Build/deploy/tooling checklist
Run every step in order. The sub-area headings group related principles; the numbered items run end-to-end.
Version control
- Put everything the project needs into version control before anything else. Source, build scripts, CI configuration,
Dockerfile, infrastructure-as-code, fixtures, sample data, generated-docs config, design notes, the README itself. A new contributor's setup should be a single clone plus running the documented bootstrap script — no "copy this file from Slack." Each commit should isolate one logical change, carry a message that explains the why, and not break the build. (Spinellis, 97/68.)
Builds
- The dev team owns the build as code, and refactors it. Build scripts are not someone else's problem or a configuration file beneath your attention — they decide what the executable artifact actually is, define the component boundaries, and gate every change on the way to production. Treat them with the same discipline you apply to source: name the targets clearly, factor out duplication, delete dead branches, document non-obvious steps. A build that takes a new contributor a day to get green is a bug. (Berczuk, 97/63.)

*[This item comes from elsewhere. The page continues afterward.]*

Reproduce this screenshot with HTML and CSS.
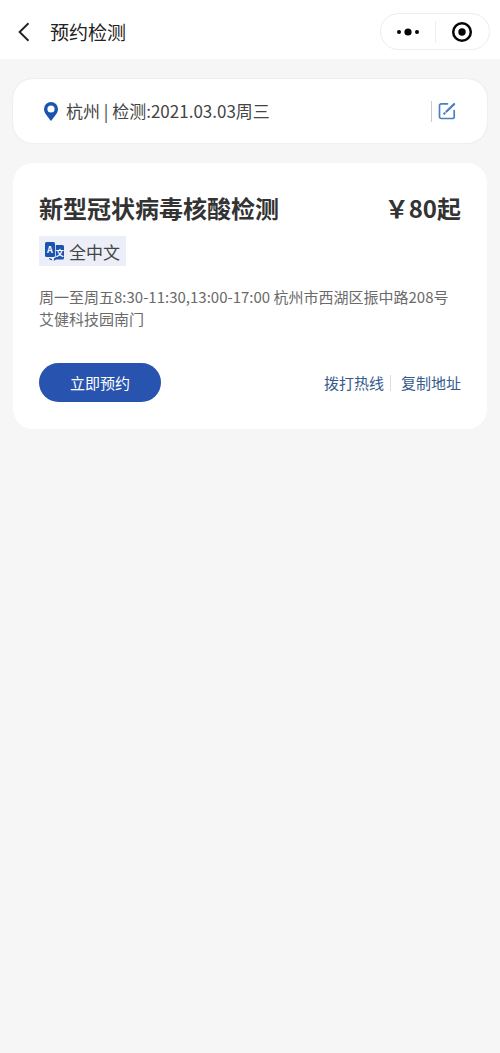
FILE: index.html
```html
<!DOCTYPE html>
<html lang="zh-CN">
<head>
<meta charset="utf-8">
<meta name="viewport" content="width=device-width, initial-scale=1">
<title>预约检测</title>
<link rel="stylesheet" href="styles.css">
</head>
<body>
<header class="navbar">
  <button class="icon-button back" type="button" aria-label="返回">
    <svg width="12" height="20" viewBox="0 0 12 20" fill="none" stroke="#222" stroke-width="1.9"><path d="M10.500 1.200 1.600 10l8.900 8.800"/></svg>
  </button>
  <h1 class="navbar-title">预约检测</h1>
  <div class="capsule">
    <button class="icon-button capsule-part" type="button" aria-label="更多">
      <svg width="24" height="10" viewBox="0 0 24 10" fill="#050505"><circle cx="3" cy="5" r="2"/><circle cx="12" cy="5" r="3.600"/><circle cx="21" cy="5" r="2"/></svg>
    </button>
    <button class="icon-button capsule-part" type="button" aria-label="关闭">
      <svg width="22" height="22" viewBox="0 0 22 22"><circle cx="11" cy="11" r="8.800" fill="none" stroke="#050505" stroke-width="2.500"/><circle cx="11" cy="11" r="3.700" fill="#050505"/></svg>
    </button>
  </div>
</header>
<main class="content">
  <section class="card location">
    <svg class="pin" width="14" height="19" viewBox="0 0 14 19"><path fill="#1b54ae" fill-rule="evenodd" d="M7 0a7 7 0 0 0-7 7c0 3.900 3.700 7.700 7 12 3.300-4.300 7-8.100 7-12a7 7 0 0 0-7-7Zm0 3.400a3.600 3.600 0 1 1 0 7.200 3.600 3.600 0 0 1 0-7.200Z"/></svg>
    <span class="location-text">杭州 | 检测:2021.03.03周三</span>
    <button class="icon-button edit" type="button" aria-label="修改">
      <svg width="18" height="18" viewBox="0 0 18 18" fill="none" stroke="#4a80c0" stroke-width="1.700" stroke-linecap="round" stroke-linejoin="round"><path d="M9.500 1.800H3.200A1.700 1.700 0 0 0 1.500 3.500v11.300a1.700 1.700 0 0 0 1.700 1.700h11.300a1.700 1.700 0 0 0 1.700-1.700V8.500"/><path d="m8.500 9.500 7.600-7.400" stroke-width="2.200"/><path d="m6.300 11.600.4-.4" stroke-width="2.200"/></svg>
    </button>
  </section>
  <section class="card service">
    <div class="service-head">
      <h2 class="service-title">新型冠状病毒核酸检测</h2>
      <span class="price">￥80起</span>
    </div>
    <div class="tag">
      <svg width="19" height="19" viewBox="0 0 19 19" aria-hidden="true"><rect x="0" y="0" width="10" height="15" rx="1.500" fill="#1b54ae"/><path fill="#1b54ae" d="M10.800 3h6.700A1.500 1.500 0 0 1 19 4.500V16a1.500 1.500 0 0 1-1.500 1.500H11L8.800 19l.4-3h.3a1.300 1.300 0 0 0 1.300-1.300Z"/><path d="M4.500 16.200c.2 1 .8 1.400 2.500 1.400" fill="none" stroke="#1b54ae" stroke-width="1.200"/><text class="glyph" x="5" y="10.500" font-size="9">A</text><text class="glyph" x="14.800" y="13.500" font-size="8">文</text></svg>
      <span>全中文</span>
    </div>
    <p class="details">周一至周五8:30-11:30,13:00-17:00 杭州市西湖区振中路208号艾健科技园南门</p>
    <div class="actions">
      <button class="book" type="button">立即预约</button>
      <div class="links">
        <a class="link" href="#call">拨打热线</a>
        <a class="link" href="#copy">复制地址</a>
      </div>
    </div>
  </section>
</main>
</body>
</html>
```
FILE: styles.css
```css
* {
  box-sizing: border-box;
}

body {
  margin: 0;
  min-height: 100vh;
  background: #f6f6f6;
  color: #444;
  font-family: "Noto Sans CJK SC", sans-serif;
  font-size: 17px;
}

h1,
h2,
p {
  margin: 0;
}

button {
  font: inherit;
  border: 0;
  cursor: pointer;
}

.icon-button {
  display: flex;
  align-items: center;
  justify-content: center;
  padding: 0;
  background: none;
}

.navbar {
  display: flex;
  align-items: center;
  padding: 13px 10px 9px 18px;
  background: #fff;
}

.navbar-title {
  margin-left: 20px;
  color: #222;
  font-size: 19px;
  font-weight: 400;
  line-height: 28px;
}

.capsule {
  display: flex;
  width: 110px;
  height: 37px;
  margin-left: auto;
  border: 1px solid #ededed;
  border-radius: 19px;
}

.capsule-part {
  flex: 1;
}

.capsule-part + .capsule-part {
  position: relative;
}

.capsule-part + .capsule-part::before {
  content: "";
  position: absolute;
  left: 0;
  width: 1px;
  height: 22px;
  background: #eee;
}

.content {
  display: flex;
  flex-direction: column;
  gap: 20px;
  padding: 20px 13px;
}

.card {
  background: #fff;
  border-radius: 20px;
}

.location {
  display: flex;
  align-items: center;
  padding: 20px 31px;
  box-shadow: 0 0 2px #ddd;
}

.location-text {
  margin-left: 8px;
  line-height: 24px;
}

.edit {
  margin-left: auto;
  height: 21px;
  padding-left: 6px;
  border-left: 1px solid #ccc;
}

.service {
  padding: 28px 26px 27px;
}

.service-head {
  display: flex;
  align-items: center;
  justify-content: space-between;
  color: #333;
  font-size: 24px;
  font-weight: 700;
  line-height: 34px;
}

.service-title {
  font-size: inherit;
  font-weight: inherit;
}

.tag {
  display: inline-flex;
  align-items: center;
  gap: 5px;
  height: 30px;
  margin-top: 11px;
  padding: 0 6px;
  background: #eceef8;
}

.glyph {
  fill: #fff;
  font-weight: 700;
  text-anchor: middle;
}

.details {
  margin-top: 20px;
  color: #6a6a6a;
  font-size: 15px;
  line-height: 22px;
}

.actions {
  display: flex;
  align-items: center;
  justify-content: space-between;
  margin-top: 33px;
}

.book {
  width: 122px;
  height: 39px;
  border-radius: 20px;
  background: #2853ae;
  color: #fff;
  font-size: 15px;
}

.links {
  display: flex;
}

.link {
  color: #365a8c;
  font-size: 15px;
  line-height: 16px;
  text-decoration: none;
}

.link + .link {
  margin-left: 6px;
  padding-left: 10px;
  border-left: 1px solid #ddd;
}
```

- Build one immutable artifact and promote that through every environment. The deployable artifact (container image, JAR, binary, bundle) is built once from a tagged commit. The same bytes flow through dev, staging, and prod. Environment-specific values — endpoints, credentials, feature flags — live in the environment (container env vars, config service, mounted file), never baked into the image. If the build rewrites code per environment, you cannot prove that what shipped to prod is what staging tested. (Freeman, 97/61.)
Deploy
- Deploy to a realistic clean environment from week one, and refactor the deploy process like code. Hand-crafted demo environments hide the assumptions your code makes about a developer's laptop. The first deployment should happen before there is anything interesting to deploy, so the pipeline matures alongside the application. Each environment promotion uses the same artifact from step 3 with a different config bundle. When the deploy is painful, treat the pain as a defect — change the deploy script, change the code that complicates it, do not normalize the workaround. (Berczuk, 97/20; promotion model from Freeman, 97/61.)
Tooling choice
- Respect the project's existing tool conventions before recommending a new one. If the repo already uses a linter, a test runner, a build system, a deployment target — that is the convention until the team agrees otherwise. Adding a parallel tool because you prefer it doubles maintenance and fragments contributor knowledge. When you do propose a new tool, evaluate the real costs: architectural fit with the existing stack, upgrade lifecycle and how it interacts with the other tools' upgrade cycles, configuration burden, license compatibility, lock-in risk, and whether "free" hides a paid support tier you will eventually need. Start with the smallest set that works; isolate each external tool behind an internal interface so it can be swapped later with bounded pain. (Asproni, 97/10.)
- Treat the installer / "getting started" path as the user's first impression of the product. The user has no patience for friction at install time. Detect what you can detect (platform, architecture); ask only what you cannot. Tell the user where files are written so they can clean up later. For a library or CLI, ship a five-line "Hello, world" that produces exactly the output advertised — not a wizard, not an XML scaffold. (Baker, 97/40.)
- Set up the bug tracker so reports are conversations, not accusations. A good defect report has three parts: how to reproduce (and how often), what should have happened, what actually happened. Configure issue templates that ask for those three. Make the standard query for "open bugs in my area" a one-click link every contributor knows. Status changes carry a short reason; closed-without-explanation invites re-open wars. Do not overload subject lines or fields for personal triage signals — add a real field, document it. A bug is not a unit of work, any more than a line of code is a unit of effort. (Doar, 97/38.)
Automation
- Automate the coding standard; do not rely on humans to follow it. Formatting, import order, banned APIs, complexity thresholds, test-coverage floors — encode them as commit-blocking checks and break the build when violated. A standard nobody enforces is abandoned one rule at a time under deadline pressure. The rules you cannot automate are guidelines, and you should expect them to drift. (van Laenen, 97/4.)
- Run static analysis as a first-class quality gate, not an optional script. Tests find behavioral bugs the tests imagined; static analyzers find the bug class your tests forgot — null dereferences, unused returns, possible races, unreachable branches. Pick the strongest analyzer your language supports, configure it to your project's signal/noise tolerance, and gate the build on it. When no off-the-shelf checker covers your project's specific anti-pattern, write a small one — most languages expose the AST in their standard library. (Mount, 97/79.)
- Reach for the Unix toolchest before reaching for a custom script or a heavyweight platform.